## Aim of the exercise
Every line below is to be copied exactly, with the pictures left out.

....................

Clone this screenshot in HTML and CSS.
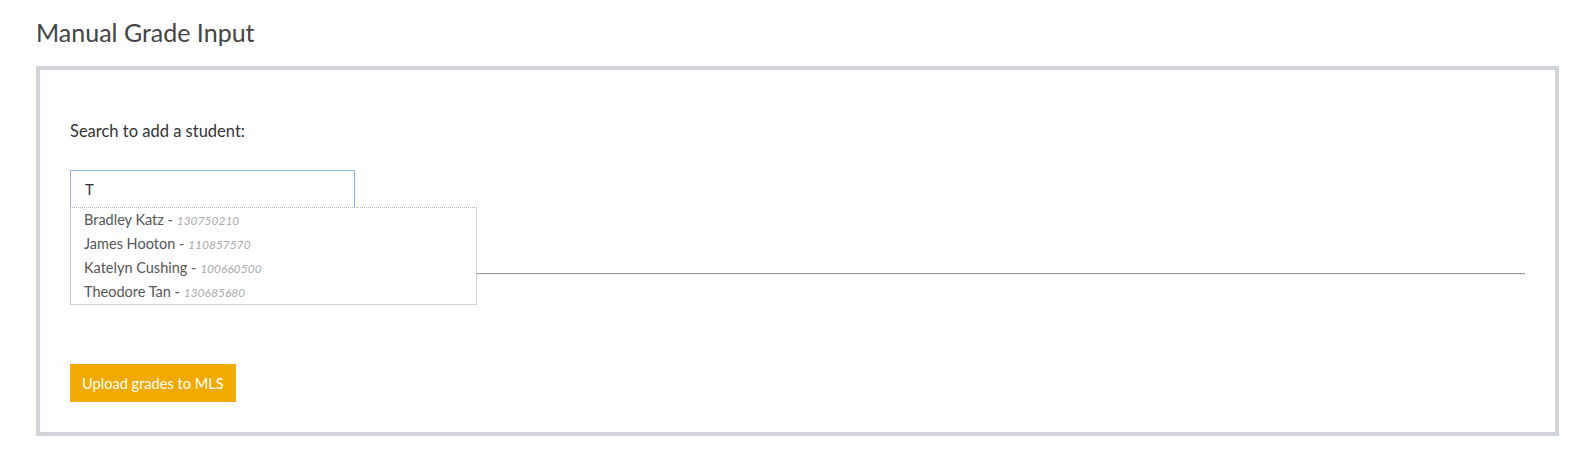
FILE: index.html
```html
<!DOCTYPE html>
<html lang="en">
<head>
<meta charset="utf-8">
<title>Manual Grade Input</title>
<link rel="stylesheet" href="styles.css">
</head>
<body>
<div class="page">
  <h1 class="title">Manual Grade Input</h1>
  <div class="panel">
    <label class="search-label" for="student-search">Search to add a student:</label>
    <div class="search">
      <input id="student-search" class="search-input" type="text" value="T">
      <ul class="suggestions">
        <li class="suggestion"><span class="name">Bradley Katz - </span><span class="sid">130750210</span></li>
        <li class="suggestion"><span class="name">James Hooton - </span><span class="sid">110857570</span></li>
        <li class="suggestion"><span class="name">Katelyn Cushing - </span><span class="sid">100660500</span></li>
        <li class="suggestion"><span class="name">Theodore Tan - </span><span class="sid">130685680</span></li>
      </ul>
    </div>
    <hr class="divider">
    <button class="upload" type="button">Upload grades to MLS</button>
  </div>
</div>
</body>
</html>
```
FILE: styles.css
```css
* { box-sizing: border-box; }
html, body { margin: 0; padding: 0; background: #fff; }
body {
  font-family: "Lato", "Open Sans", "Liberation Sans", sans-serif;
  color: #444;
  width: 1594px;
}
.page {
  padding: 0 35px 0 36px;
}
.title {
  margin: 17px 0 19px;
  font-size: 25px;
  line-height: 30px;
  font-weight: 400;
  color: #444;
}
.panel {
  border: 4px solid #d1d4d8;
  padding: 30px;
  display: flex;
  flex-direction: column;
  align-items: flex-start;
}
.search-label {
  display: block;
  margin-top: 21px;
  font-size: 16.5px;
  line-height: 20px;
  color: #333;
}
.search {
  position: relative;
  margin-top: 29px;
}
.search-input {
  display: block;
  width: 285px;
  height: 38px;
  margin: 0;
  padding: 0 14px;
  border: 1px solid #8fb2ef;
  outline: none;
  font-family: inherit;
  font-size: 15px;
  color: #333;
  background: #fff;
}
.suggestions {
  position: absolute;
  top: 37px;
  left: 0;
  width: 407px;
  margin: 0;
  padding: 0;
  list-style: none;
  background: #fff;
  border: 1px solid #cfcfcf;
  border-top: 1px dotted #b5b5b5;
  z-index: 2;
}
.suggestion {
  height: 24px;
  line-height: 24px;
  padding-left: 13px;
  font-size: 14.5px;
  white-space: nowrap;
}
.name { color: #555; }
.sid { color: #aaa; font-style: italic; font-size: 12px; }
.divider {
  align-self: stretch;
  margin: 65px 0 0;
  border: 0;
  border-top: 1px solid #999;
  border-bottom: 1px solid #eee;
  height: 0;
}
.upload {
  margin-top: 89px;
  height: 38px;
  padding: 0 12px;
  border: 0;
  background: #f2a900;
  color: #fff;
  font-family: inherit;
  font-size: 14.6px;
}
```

....................

## Output for this exercise
Clone this screenshot in HTML and CSS.
FILE: index.html
```html
<!DOCTYPE html>
<html lang="en">
<head>
<meta charset="utf-8">
<title>Manual Grade Input</title>
<link rel="stylesheet" href="styles.css">
</head>
<body>
<div class="page">
  <h1 class="title">Manual Grade Input</h1>
  <div class="panel">
    <label class="search-label" for="student-search">Search to add a student:</label>
    <div class="search">
      <input id="student-search" class="search-input" type="text" value="T">
      <ul class="suggestions">
        <li class="suggestion"><span class="name">Bradley Katz - </span><span class="sid">130750210</span></li>
        <li class="suggestion"><span class="name">James Hooton - </span><span class="sid">110857570</span></li>
        <li class="suggestion"><span class="name">Katelyn Cushing - </span><span class="sid">100660500</span></li>
        <li class="suggestion"><span class="name">Theodore Tan - </span><span class="sid">130685680</span></li>
      </ul>
    </div>
    <hr class="divider">
    <button class="upload" type="button">Upload grades to MLS</button>
  </div>
</div>
</body>
</html>
```
FILE: styles.css
```css
* { box-sizing: border-box; }
html, body { margin: 0; padding: 0; background: #fff; }
body {
  font-family: "Lato", "Open Sans", "Liberation Sans", sans-serif;
  color: #444;
  width: 1594px;
}
.page {
  padding: 0 35px 0 36px;
}
.title {
  margin: 17px 0 19px;
  font-size: 25px;
  line-height: 30px;
  font-weight: 400;
  color: #444;
}
.panel {
  border: 4px solid #d1d4d8;
  padding: 30px;
  display: flex;
  flex-direction: column;
  align-items: flex-start;
}
.search-label {
  display: block;
  margin-top: 21px;
  font-size: 16.5px;
  line-height: 20px;
  color: #333;
}
.search {
  position: relative;
  margin-top: 29px;
}
.search-input {
  display: block;
  width: 285px;
  height: 38px;
  margin: 0;
  padding: 0 14px;
  border: 1px solid #8fb2ef;
  outline: none;
  font-family: inherit;
  font-size: 15px;
  color: #333;
  background: #fff;
}
.suggestions {
  position: absolute;
  top: 37px;
  left: 0;
  width: 407px;
  margin: 0;
  padding: 0;
  list-style: none;
  background: #fff;
  border: 1px solid #cfcfcf;
  border-top: 1px dotted #b5b5b5;
  z-index: 2;
}
.suggestion {
  height: 24px;
  line-height: 24px;
  padding-left: 13px;
  font-size: 14.5px;
  white-space: nowrap;
}
.name { color: #555; }
.sid { color: #aaa; font-style: italic; font-size: 12px; }
.divider {
  align-self: stretch;
  margin: 65px 0 0;
  border: 0;
  border-top: 1px solid #999;
  border-bottom: 1px solid #eee;
  height: 0;
}
.upload {
  margin-top: 89px;
  height: 38px;
  padding: 0 12px;
  border: 0;
  background: #f2a900;
  color: #fff;
  font-family: inherit;
  font-size: 14.6px;
}
```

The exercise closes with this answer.